»»

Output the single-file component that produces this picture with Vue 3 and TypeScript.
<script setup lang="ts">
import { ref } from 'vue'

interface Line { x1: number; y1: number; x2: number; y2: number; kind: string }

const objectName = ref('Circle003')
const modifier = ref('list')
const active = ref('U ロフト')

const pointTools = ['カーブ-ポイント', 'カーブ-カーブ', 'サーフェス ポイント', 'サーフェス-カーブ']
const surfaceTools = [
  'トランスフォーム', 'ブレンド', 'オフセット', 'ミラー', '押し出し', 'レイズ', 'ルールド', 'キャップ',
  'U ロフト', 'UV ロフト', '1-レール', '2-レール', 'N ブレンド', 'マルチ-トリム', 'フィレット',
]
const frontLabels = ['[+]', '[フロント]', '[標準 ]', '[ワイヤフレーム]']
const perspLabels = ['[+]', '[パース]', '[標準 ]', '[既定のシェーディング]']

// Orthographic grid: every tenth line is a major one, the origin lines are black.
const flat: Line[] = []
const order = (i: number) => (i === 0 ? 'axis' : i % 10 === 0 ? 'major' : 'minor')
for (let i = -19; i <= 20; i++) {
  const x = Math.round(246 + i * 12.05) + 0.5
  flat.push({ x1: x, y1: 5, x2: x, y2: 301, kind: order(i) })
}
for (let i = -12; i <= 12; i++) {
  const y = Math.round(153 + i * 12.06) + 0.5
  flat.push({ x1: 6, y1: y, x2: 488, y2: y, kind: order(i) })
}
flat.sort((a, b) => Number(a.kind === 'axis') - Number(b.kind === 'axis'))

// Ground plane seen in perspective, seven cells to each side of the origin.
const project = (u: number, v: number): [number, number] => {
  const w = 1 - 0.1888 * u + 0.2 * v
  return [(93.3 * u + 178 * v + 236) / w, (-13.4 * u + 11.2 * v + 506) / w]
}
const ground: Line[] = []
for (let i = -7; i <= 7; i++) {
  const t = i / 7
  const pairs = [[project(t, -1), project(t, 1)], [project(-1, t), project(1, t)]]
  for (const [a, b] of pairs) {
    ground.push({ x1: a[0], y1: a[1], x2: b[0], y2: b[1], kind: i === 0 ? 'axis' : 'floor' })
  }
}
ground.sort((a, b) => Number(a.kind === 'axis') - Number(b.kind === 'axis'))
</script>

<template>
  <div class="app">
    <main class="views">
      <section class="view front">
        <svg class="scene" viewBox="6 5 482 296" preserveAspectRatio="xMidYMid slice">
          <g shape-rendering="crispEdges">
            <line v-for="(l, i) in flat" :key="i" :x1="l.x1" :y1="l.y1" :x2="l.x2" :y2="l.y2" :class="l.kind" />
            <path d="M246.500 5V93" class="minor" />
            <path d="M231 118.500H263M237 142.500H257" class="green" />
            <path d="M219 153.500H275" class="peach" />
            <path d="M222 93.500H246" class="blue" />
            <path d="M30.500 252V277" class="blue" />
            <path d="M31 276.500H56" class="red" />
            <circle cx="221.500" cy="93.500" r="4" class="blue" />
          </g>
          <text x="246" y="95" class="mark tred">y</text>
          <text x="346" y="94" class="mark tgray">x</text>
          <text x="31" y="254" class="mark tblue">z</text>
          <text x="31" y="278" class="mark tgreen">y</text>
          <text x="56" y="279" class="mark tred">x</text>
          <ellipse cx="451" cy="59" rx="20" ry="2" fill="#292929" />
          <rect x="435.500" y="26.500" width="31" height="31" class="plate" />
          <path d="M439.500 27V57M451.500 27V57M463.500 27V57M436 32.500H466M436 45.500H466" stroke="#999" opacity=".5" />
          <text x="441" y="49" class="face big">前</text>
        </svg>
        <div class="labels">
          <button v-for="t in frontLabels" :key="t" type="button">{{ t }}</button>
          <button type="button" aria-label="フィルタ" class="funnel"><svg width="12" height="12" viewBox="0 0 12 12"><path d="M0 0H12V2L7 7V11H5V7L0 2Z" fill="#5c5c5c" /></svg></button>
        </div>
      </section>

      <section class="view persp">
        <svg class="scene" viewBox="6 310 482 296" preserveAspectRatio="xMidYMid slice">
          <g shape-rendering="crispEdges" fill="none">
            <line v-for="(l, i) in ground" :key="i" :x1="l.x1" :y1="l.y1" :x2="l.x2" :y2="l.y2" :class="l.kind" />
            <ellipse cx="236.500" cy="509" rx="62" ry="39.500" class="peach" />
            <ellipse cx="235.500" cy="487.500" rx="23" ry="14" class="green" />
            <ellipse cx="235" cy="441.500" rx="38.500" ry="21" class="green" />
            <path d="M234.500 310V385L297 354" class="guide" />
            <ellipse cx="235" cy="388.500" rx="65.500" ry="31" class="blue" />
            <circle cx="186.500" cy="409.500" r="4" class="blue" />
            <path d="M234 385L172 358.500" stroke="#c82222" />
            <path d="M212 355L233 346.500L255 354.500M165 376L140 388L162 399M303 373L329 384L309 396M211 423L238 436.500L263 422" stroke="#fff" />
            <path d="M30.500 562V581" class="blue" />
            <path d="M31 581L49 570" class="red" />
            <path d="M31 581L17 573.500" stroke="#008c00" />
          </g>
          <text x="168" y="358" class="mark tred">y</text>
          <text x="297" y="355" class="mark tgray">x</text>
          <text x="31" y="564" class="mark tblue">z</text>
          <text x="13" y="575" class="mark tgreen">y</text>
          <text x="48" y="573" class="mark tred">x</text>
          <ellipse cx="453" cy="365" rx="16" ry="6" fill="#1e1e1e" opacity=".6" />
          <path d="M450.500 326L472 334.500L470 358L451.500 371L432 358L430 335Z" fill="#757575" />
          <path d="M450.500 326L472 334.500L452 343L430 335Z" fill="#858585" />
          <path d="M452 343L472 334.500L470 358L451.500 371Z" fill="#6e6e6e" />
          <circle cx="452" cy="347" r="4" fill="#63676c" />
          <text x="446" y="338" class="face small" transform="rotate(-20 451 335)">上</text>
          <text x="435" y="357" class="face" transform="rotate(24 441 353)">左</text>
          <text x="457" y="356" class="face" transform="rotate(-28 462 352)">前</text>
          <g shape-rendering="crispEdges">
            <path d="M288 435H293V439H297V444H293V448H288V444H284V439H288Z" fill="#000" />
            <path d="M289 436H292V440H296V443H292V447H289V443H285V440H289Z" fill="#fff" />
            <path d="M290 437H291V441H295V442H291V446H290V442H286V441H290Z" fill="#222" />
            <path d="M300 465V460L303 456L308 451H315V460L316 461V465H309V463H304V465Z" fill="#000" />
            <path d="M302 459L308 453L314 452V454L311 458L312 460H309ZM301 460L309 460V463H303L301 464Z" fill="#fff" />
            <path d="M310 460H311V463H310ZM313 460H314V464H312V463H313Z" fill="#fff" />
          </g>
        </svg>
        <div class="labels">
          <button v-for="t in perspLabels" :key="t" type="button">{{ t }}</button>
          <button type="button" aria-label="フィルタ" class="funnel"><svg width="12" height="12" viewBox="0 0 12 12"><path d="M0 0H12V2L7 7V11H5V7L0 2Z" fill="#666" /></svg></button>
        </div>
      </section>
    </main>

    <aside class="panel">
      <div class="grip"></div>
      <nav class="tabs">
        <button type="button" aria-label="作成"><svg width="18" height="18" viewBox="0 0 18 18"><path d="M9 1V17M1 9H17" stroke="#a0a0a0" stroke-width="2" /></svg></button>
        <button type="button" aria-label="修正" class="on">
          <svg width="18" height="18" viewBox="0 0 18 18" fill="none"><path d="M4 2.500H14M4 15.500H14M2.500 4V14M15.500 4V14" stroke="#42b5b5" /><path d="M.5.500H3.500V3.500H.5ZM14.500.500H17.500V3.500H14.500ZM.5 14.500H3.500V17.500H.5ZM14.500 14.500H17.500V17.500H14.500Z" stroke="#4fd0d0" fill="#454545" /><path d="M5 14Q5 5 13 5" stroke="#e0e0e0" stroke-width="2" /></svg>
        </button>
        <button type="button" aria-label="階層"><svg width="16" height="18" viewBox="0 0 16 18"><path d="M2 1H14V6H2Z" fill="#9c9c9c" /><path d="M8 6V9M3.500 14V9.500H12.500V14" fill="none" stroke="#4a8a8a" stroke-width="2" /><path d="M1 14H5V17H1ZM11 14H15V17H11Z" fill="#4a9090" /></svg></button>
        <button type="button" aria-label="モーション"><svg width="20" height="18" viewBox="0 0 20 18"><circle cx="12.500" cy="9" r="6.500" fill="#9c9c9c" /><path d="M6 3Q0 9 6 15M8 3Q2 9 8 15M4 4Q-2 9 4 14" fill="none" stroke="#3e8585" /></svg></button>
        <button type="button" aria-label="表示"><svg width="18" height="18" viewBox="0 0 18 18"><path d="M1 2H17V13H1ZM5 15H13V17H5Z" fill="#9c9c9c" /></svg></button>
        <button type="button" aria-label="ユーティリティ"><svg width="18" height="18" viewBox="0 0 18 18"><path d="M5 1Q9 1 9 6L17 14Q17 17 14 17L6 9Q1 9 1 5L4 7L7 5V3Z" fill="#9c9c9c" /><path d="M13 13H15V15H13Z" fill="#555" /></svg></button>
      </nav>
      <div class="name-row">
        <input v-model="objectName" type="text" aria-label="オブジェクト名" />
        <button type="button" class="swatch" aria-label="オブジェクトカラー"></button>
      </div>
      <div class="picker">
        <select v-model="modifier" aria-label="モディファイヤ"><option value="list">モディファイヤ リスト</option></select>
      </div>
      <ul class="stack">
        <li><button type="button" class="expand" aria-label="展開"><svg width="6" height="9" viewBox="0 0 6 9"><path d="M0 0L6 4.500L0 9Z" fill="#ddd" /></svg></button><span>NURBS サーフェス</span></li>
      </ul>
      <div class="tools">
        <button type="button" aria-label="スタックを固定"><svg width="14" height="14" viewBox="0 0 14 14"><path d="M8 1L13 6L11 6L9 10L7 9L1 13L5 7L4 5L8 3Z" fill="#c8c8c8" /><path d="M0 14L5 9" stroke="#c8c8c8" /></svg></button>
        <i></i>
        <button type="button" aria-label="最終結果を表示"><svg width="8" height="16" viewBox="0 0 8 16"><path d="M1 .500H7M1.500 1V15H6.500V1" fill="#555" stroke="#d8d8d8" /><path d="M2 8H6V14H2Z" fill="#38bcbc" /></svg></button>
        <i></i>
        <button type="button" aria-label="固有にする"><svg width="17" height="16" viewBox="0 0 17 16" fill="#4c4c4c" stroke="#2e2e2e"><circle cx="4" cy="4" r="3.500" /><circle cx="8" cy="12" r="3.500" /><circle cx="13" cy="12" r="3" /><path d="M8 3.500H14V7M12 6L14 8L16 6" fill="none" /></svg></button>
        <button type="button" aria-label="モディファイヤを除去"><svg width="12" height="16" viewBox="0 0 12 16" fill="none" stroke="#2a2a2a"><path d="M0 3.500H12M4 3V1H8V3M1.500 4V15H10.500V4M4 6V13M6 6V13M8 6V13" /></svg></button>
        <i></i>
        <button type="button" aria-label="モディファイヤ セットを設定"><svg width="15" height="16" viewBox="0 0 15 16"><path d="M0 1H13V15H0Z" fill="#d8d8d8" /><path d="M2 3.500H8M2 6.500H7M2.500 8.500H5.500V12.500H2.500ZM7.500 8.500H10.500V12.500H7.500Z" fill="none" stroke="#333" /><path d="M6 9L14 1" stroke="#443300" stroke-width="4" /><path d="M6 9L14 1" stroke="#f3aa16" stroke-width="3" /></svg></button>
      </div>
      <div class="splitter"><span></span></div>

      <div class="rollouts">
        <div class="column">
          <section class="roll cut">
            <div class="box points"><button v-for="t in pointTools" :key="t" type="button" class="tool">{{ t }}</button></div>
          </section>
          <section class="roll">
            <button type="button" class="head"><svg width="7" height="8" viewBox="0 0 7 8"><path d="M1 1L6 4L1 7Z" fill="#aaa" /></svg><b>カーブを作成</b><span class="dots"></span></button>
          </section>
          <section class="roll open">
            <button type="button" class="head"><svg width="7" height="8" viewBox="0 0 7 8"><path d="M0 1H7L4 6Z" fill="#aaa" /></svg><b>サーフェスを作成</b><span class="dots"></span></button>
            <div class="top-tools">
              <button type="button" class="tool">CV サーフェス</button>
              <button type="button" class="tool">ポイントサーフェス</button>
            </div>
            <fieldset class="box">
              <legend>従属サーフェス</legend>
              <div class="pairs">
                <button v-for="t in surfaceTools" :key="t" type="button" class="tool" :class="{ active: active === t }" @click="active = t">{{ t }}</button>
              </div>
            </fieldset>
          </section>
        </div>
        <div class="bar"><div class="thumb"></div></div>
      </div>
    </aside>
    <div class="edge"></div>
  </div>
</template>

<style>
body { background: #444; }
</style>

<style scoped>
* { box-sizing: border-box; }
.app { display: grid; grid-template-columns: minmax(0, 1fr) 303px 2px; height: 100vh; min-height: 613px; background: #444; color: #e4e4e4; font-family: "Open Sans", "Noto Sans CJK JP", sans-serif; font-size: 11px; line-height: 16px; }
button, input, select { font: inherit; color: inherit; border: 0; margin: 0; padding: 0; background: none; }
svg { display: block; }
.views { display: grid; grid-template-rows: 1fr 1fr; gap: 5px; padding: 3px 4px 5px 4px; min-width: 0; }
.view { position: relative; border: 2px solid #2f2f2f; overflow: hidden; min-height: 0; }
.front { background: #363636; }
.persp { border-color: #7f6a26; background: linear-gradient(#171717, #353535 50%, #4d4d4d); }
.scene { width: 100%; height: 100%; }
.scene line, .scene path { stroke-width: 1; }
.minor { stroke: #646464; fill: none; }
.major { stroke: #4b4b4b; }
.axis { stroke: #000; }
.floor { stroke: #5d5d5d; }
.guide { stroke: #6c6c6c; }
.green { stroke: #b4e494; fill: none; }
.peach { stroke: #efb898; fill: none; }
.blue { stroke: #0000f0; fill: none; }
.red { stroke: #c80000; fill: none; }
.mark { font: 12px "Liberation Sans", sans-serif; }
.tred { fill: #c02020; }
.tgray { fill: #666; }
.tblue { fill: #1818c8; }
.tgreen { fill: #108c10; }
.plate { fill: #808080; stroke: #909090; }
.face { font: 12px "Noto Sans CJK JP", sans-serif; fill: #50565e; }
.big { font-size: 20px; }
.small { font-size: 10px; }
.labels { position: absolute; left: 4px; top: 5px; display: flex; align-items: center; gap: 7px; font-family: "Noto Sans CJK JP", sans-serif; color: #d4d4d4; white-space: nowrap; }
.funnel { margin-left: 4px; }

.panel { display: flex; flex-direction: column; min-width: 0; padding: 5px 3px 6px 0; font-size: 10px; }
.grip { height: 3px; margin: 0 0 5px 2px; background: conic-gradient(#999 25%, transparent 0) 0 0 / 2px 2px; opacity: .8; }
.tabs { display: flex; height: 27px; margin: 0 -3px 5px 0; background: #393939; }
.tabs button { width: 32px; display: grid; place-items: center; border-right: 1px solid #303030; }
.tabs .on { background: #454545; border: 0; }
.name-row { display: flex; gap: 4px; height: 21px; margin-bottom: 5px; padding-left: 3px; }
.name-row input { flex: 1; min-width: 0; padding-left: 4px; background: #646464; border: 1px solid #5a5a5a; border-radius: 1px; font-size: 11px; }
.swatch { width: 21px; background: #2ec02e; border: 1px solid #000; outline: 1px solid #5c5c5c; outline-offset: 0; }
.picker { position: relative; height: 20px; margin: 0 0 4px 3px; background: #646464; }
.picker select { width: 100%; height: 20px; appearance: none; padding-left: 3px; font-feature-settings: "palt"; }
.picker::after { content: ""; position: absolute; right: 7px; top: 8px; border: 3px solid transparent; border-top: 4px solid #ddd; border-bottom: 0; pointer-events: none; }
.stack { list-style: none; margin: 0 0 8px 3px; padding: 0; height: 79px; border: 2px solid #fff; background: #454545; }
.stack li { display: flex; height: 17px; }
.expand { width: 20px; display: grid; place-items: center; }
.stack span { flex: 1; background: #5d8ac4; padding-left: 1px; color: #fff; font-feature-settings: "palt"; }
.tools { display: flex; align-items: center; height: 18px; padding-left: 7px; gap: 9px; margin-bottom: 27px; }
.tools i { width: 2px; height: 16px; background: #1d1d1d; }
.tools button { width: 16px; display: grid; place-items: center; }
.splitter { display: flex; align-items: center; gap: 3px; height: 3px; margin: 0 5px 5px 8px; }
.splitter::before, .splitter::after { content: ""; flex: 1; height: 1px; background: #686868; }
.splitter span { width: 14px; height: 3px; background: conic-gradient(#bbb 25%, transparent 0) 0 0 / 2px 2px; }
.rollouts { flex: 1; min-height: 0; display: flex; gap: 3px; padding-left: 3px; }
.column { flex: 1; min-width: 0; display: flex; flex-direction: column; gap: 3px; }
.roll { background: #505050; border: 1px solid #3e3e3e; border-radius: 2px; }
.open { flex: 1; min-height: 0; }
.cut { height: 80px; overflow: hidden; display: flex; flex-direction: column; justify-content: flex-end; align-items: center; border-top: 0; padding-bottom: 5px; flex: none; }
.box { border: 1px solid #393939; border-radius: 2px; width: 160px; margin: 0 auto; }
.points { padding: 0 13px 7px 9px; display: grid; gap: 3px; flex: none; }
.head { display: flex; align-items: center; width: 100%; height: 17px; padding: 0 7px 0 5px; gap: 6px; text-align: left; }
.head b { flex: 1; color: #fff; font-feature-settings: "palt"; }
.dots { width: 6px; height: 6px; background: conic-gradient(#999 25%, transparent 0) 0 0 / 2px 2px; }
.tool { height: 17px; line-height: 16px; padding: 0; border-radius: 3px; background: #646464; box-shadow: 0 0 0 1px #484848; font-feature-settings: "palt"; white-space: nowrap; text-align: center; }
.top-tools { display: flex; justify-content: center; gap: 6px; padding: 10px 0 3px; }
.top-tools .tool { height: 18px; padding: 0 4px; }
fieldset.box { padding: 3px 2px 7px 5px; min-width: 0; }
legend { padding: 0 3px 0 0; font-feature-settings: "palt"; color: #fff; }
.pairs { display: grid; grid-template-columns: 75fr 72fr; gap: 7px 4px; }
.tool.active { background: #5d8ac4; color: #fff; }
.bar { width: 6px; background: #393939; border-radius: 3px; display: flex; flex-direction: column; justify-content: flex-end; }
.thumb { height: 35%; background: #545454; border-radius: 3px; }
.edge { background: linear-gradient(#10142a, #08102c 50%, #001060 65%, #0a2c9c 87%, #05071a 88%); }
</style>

««

## STATED EXERCISE
From the first line of the data above to the line holding "const perspLabels = ['[+]', '[パース]', '[標準", reproduce each line exactly; emit no other lines.

## THE REPLY
Output the single-file component that produces this picture with Vue 3 and TypeScript.
<script setup lang="ts">
import { ref } from 'vue'

interface Line { x1: number; y1: number; x2: number; y2: number; kind: string }

const objectName = ref('Circle003')
const modifier = ref('list')
const active = ref('U ロフト')

const pointTools = ['カーブ-ポイント', 'カーブ-カーブ', 'サーフェス ポイント', 'サーフェス-カーブ']
const surfaceTools = [
  'トランスフォーム', 'ブレンド', 'オフセット', 'ミラー', '押し出し', 'レイズ', 'ルールド', 'キャップ',
  'U ロフト', 'UV ロフト', '1-レール', '2-レール', 'N ブレンド', 'マルチ-トリム', 'フィレット',
]
const frontLabels = ['[+]', '[フロント]', '[標準 ]', '[ワイヤフレーム]']
const perspLabels = ['[+]', '[パース]', '[標準 ]', '[既定のシェーディング]']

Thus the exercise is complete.